Texto [09]- O BOTO O IGRAVIDADOR DE MULHERES
oi gatinha que tal agente ficar hoje
tudo
Bem
Mas quais são as suas itenções
Ti engravidar
O quer você está Perçando
Você que dança comigo
Claro que sin
Pocha vai mais, Devagar
REFERÊNCIAS
BAKHTIN, Mikhail. Os gêneros do discurso. In:__________. Estética da Criação Verbal. São Paulo: Martins Fontes. Pp. 277-326.
GOMES-SANTOS, Sandoval Nonato. Recontando histórias na escola: gêneros discursivos e produção da escrita. São Paulo: Martins Fontes, 2003.
KLEIMAN, Angela B. Modelos de letramento e as práticas de alfabetização na escola. In: _____ (org.). Significados do letramento. Campinas: Mercado de Letras, 2003. p. 15-61.

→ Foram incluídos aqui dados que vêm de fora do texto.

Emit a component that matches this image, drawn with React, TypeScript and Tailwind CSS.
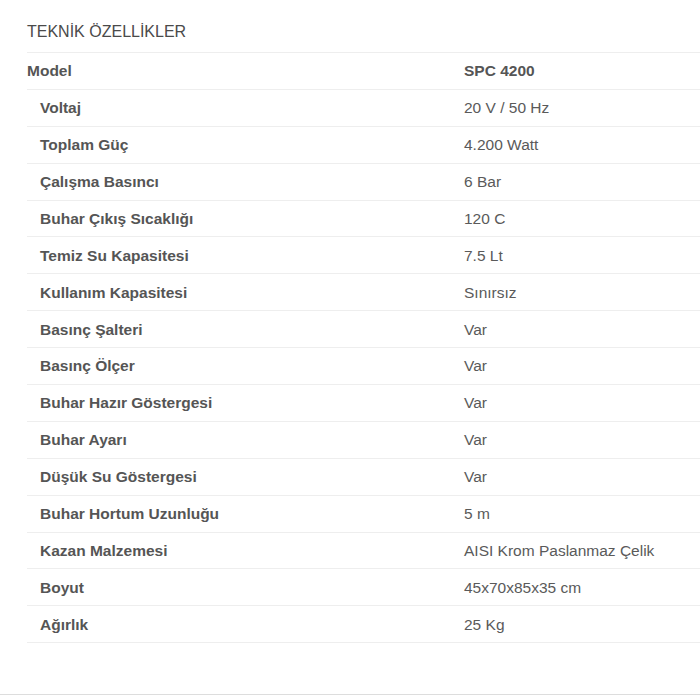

POSSENTI, Sírio. Indícios de autoria. In: Perspectiva, Florianópolis, v. 20, n. 01, p. 105-124, jan./jun. 2002.
RODRIGUES, Isabel C. França dos Santos, CUNHA, Maria das Graças Ferreira da. O Resgate das lendas em sala de aula.Monografia do curso de Especialização em Língua Portuguesa: uma abordagem textual. Orientadora: Profª Ana Lygia Cunha, Belém-Pa, 2003.
RODRIGUES, Isabel C. F. dos Santos. A Construção dos significados da escrita nas práticas escolares a partir de uma perspectiva dialógica da linguagem. Julho, 2004. UFPa (inédito).
_______________________________. A recepção do gênero lenda em sala de aula. Junho de 2005. UFPA. (inédito).
_______________________________. Retextualização e intertextualidade em textos de alunos de 5ª série do ensino fundamental dissertação. Agosto, 2006.